◆ **EXERCISE DIRECTIONS**:
Leaving out the pictures, retype the lines from the beginning of the listing through the line containing "const tabs = ['摘要', '自定义', '配置特定']".

◆ **PROVIDED MATERIAL**:
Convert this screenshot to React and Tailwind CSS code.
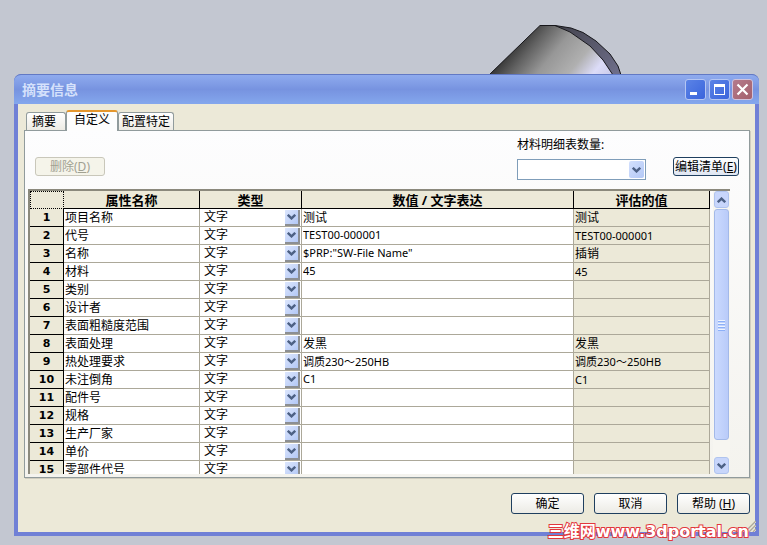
import { useState } from 'react'

const tabs = ['摘要', '自定义', '配置特定']

const rows = [
  { name: '项目名称', value: '测试', result: '测试' },
  { name: '代号', value: 'TEST00-000001', result: 'TEST00-000001' },
  { name: '名称', value: '$PRP:"SW-File Name"', result: '插销' },
  { name: '材料', value: '45', result: '45' },
  { name: '类别', value: '', result: '' },
  { name: '设计者', value: '', result: '' },
  { name: '表面粗糙度范围', value: '', result: '' },
  { name: '表面处理', value: '发黑', result: '发黑' },
  { name: '热处理要求', value: '调质230～250HB', result: '调质230～250HB' },
  { name: '未注倒角', value: 'C1', result: 'C1' },
  { name: '配件号', value: '', result: '' },
  { name: '规格', value: '', result: '' },
  { name: '生产厂家', value: '', result: '' },
  { name: '单价', value: '', result: '' },
  { name: '零部件代号', value: '', result: '' },
]

// Latin text is set one pixel smaller than Chinese text
const textSize = (text) => (/\w/.test(text) ? 'text-[11px]' : 'text-[12px]')

function Chevron({ up }) {
  return (
    <svg viewBox="0 0 9 6" className={up ? 'h-[6px] w-[9px] rotate-180' : 'h-[6px] w-[9px]'} aria-hidden="true">
      <path d="M0.8 0.8 L4.5 4.4 L8.2 0.8" fill="none" stroke="#4d6185" strokeWidth="2.4" />
    </svg>
  )
}

function Cylinder() {
  return (
    <svg viewBox="0 0 136 52" className="absolute top-[23px] left-[487px] h-[52px] w-[136px]" aria-hidden="true">
      <defs>
        <linearGradient id="side" gradientUnits="userSpaceOnUse" x1="28" y1="24" x2="100" y2="84">
          <stop offset="0" stopColor="#3c3c3c" />
          <stop offset="0.14" stopColor="#626262" />
          <stop offset="0.36" stopColor="#979797" />
          <stop offset="0.62" stopColor="#b0b0b0" />
          <stop offset="0.82" stopColor="#dcdcf8" />
          <stop offset="1" stopColor="#c8c8e8" />
        </linearGradient>
        <linearGradient id="face" x1="0" y1="0" x2="1" y2="1">
          <stop offset="0" stopColor="#43434d" />
          <stop offset="1" stopColor="#70708c" />
        </linearGradient>
      </defs>
      <path d="M2 52 L53 2.5 L68 2.5 L83 9 L103 23 L116 37 L126 52 Z" fill="url(#side)" />
      <path d="M68 2.5 L84 5 L96 9.5 L109 18 L123 31 L131 43 L134 52 L126 52 L116 37 L103 23 L83 9 Z" fill="url(#face)" />
      <path
        d="M2 52 L53 2.5 L68 2.5 L84 5 L96 9.5 L109 18 L123 31 L131 43 L134 52 M68 2.5 L83 9 L103 23 L116 37 L126 52"
        fill="none"
        stroke="#17171b"
        strokeWidth="1"
      />
    </svg>
  )
}

function TitleBar() {
  return (
    <div className="flex h-[30px] items-center gap-[2px] rounded-t-[7px] border-t border-[#6279c4] bg-linear-to-b from-[#8fabee] via-[#7793e0] to-[#84a7ed] pr-[6px] pl-2">
      <h1 className="mr-auto text-[14px] leading-4 font-bold text-[#d5e1fb]">摘要信息</h1>
      <button aria-label="Minimize" className="flex h-[21px] w-[21px] items-center justify-center rounded-[3px] border border-[#b5c6f3] bg-linear-to-br from-[#5b83e6] to-[#3a64dc]">
        <svg viewBox="0 0 19 19" className="size-[19px]"><path d="M4 12h7v3H4z" fill="#fff" /></svg>
      </button>
      <button aria-label="Maximize" className="ml-px flex h-[21px] w-[21px] items-center justify-center rounded-[3px] border border-[#b5c6f3] bg-linear-to-br from-[#5b83e6] to-[#3a64dc]">
        <svg viewBox="0 0 19 19" className="size-[19px]"><path d="M4 4h11v11H4zM5 7v7h9V7z" fill="#fff" fillRule="evenodd" /></svg>
      </button>
      <button aria-label="Close" className="flex h-[21px] w-[21px] items-center justify-center rounded-[3px] border border-[#d0c3dc] bg-linear-to-br from-[#b47b8c] to-[#a4606c]">
        <svg viewBox="0 0 19 19" className="size-[19px]"><path d="M4.5 4.5 L14.5 14.5 M14.5 4.5 L4.5 14.5" stroke="#fff" strokeWidth="2.2" /></svg>
      </button>
    </div>
  )
}

function DialogButton({ children }) {
  return (
    <button className="h-[21px] w-[73px] rounded-[3px] border border-[#1f3f5f] bg-linear-to-b from-white to-[#ecebe5] leading-4 whitespace-nowrap">
      {children}
    </button>
  )
}

function PropertyTable() {
  return (
    <table className="w-full min-w-0 flex-1 table-fixed border-separate border-spacing-0">
      <colgroup>
        <col className="w-[34px]" />
        <col className="w-[136px]" />
        <col className="w-[102px]" />
        <col />
        <col className="w-[136px]" />
      </colgroup>
      <thead>
        <tr className="h-[18px] bg-[#ece9d8] text-[13px] leading-4 font-bold">
          <td className="border border-dotted border-black p-0" />
          <th className="border-r border-b border-black p-0">属性名称</th>
          <th className="border-r border-b border-black p-0">类型</th>
          <th className="border-r border-b border-black p-0">数值 / 文字表达</th>
          <th className="border-r border-b border-black p-0">评估的值</th>
        </tr>
      </thead>
      <tbody>
        {rows.map((row, i) => (
          <tr key={row.name} className="h-[18px] leading-4">
            <th className="border-r border-b border-black bg-[#ece9d8] p-0 font-['DejaVu_Sans'] text-[11px]">{i + 1}</th>
            <td className="border-r border-b border-[#aca899] bg-white p-0">
              <input aria-label={`属性名称 ${i + 1}`} defaultValue={row.name} className="block h-[17px] w-full pb-[2px] pl-px leading-[15px] outline-none" />
            </td>
            <td className="border-r border-b border-[#aca899] bg-white p-0">
              <div className="relative">
                <select aria-label={`类型 ${i + 1}`} className="block h-[17px] w-full appearance-none pb-px pl-1 outline-none">
                  <option>文字</option>
                </select>
                <span className="pointer-events-none absolute top-px right-px flex h-4 w-[15px] items-center justify-center border-r-2 border-b-2 border-[#8c8f93] bg-linear-to-br from-[#dce6fd] to-[#b3c8f6]">
                  <Chevron />
                </span>
              </div>
            </td>
            <td className="border-r border-b border-[#aca899] bg-white p-0">
              <input
                aria-label={`数值 ${i + 1}`}
                defaultValue={row.value}
                className={`block h-[17px] w-full pb-[2px] pl-px leading-[15px] outline-none ${textSize(row.value)}`}
              />
            </td>
            <td className={`truncate border-r border-b border-[#aca899] bg-[#ece9d8] p-0 pl-px ${textSize(row.result)}`}>{row.result}</td>
          </tr>
        ))}
      </tbody>
    </table>
  )
}

function ScrollBar() {
  return (
    <div className="ml-[3px] flex w-[17px] flex-col gap-px bg-[#f7f6f1] px-px">
      <button aria-label="Scroll up" className="flex h-[17px] items-center justify-center rounded-[3px] border border-[#b0c4ee] bg-[#c8d6fb]">
        <Chevron up />
      </button>
      <div className="flex flex-1 flex-col items-center justify-center gap-[2px] rounded-[3px] border border-[#a3b9e8] bg-linear-to-r from-[#cbdafe] to-[#b9cbf9]">
        <i className="h-px w-[7px] bg-[#eef4fe] shadow-[0_1px_0_#8cb0f8]" />
        <i className="h-px w-[7px] bg-[#eef4fe] shadow-[0_1px_0_#8cb0f8]" />
        <i className="h-px w-[7px] bg-[#eef4fe] shadow-[0_1px_0_#8cb0f8]" />
        <i className="h-px w-[7px] bg-[#eef4fe] shadow-[0_1px_0_#8cb0f8]" />
      </div>
      <button aria-label="Scroll down" className="mt-4 flex h-[17px] items-center justify-center rounded-[3px] border border-[#b0c4ee] bg-[#c8d6fb]">
        <Chevron />
      </button>
    </div>
  )
}

export default function App() {
  const [active, setActive] = useState('自定义')

  return (
    <div className="relative min-h-screen bg-[#c3c7d1] pt-[74px] pr-2 pb-[9px] pl-[14px] font-['Noto_Sans','Noto_Sans_CJK_SC',sans-serif] text-[12px] text-black">
      <Cylinder />
      <main className="relative rounded-t-[8px] bg-[#6f80d4]">
        <TitleBar />
        <div className="border-x-4 border-b-4 border-[#7080d6] bg-[#ece9d8]">
          <div role="tablist" className="flex h-[26px] items-end pl-2">
            {tabs.map((tab) => (
              <button
                key={tab}
                role="tab"
                aria-selected={tab === active}
                onClick={() => setActive(tab)}
                className={
                  tab === active
                    ? 'relative -mb-px h-[21px] rounded-t-[3px] border-x border-t-2 border-x-[#919b9c] border-t-[#e5972d] bg-[#fdfdfd] px-[7px] pb-1 leading-4'
                    : 'h-[18px] rounded-t-[3px] border-x border-t border-[#919b9c] bg-linear-to-b from-white to-[#edebe4] px-[3px] leading-4 first:pr-[9px] first:pl-[5px]'
                }
              >
                {tab}
              </button>
            ))}
          </div>

          <section className="mr-[5px] ml-[6px] border border-[#919b9c] bg-linear-to-b from-[#fdfdfe] to-[#f4f3ee] pb-[3px] shadow-[1px_1px_0_#d0cdbf]">
            <div className="flex h-[58px] items-start pt-[6px] pr-[10px] pl-[10px]">
              <button disabled className="mt-5 h-[19px] w-[70px] rounded-[3px] border border-[#c9c7ba] bg-[#f5f4ea] leading-4 text-[#a1a192]">
                删除(<u>D</u>)
              </button>
              <div className="ml-auto w-[129px]">
                <label htmlFor="bom" className="block leading-4">材料明细表数量:</label>
                <div className="relative mt-[6px]">
                  <select id="bom" className="block h-[21px] w-full appearance-none border border-[#7f9db9] bg-white" />
                  <span className="pointer-events-none absolute top-[2px] right-[2px] flex h-[17px] w-[15px] items-center justify-center rounded-[2px] bg-linear-to-br from-[#d3e0fd] to-[#b3c8f6]">
                    <Chevron />
                  </span>
                </div>
              </div>
              <button className="mt-5 ml-[27px] h-[19px] w-[66px] rounded-[3px] border border-[#1f3f5f] bg-linear-to-b from-white to-[#dfe6f2] leading-4 whitespace-nowrap">
                编辑清单(<u>E</u>)
              </button>
            </div>
            <div className="mr-[19px] ml-[3px] flex h-[285px] items-start overflow-hidden border-t-2 border-l-2 border-[#8b897c]">
              <PropertyTable />
              <div className="flex h-full">
                <ScrollBar />
              </div>
            </div>
          </section>

          <div className="flex justify-end gap-[10px] pt-[15px] pr-[5px] pb-[18px]">
            <DialogButton>确定</DialogButton>
            <DialogButton>取消</DialogButton>
            <DialogButton>帮助 (<u>H</u>)</DialogButton>
          </div>
        </div>
        <svg viewBox="0 0 12 12" className="absolute right-[3px] bottom-[4px] size-3" aria-hidden="true">
          <path d="M2 12 L12 2 M6 12 L12 6 M10 12 L12 10" stroke="#fff" strokeWidth="1" />
          <path d="M1 12 L12 1 M5 12 L12 5 M9 12 L12 9" stroke="#aca899" strokeWidth="1.5" />
        </svg>
      </main>
      <a
        href="#"
        className="absolute right-[18px] bottom-[5px] font-['DejaVu_Sans','Noto_Sans_CJK_SC',sans-serif] text-[16px] leading-4 font-bold whitespace-nowrap text-white [-webkit-text-stroke:2px_#e2373c] [paint-order:stroke_fill]"
      >
        三维网www.3dportal.cn
      </a>
    </div>
  )
}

◆ **FULL RESPONSE**:
Convert this screenshot to React and Tailwind CSS code.
import { useState } from 'react'

const tabs = ['摘要', '自定义', '配置特定']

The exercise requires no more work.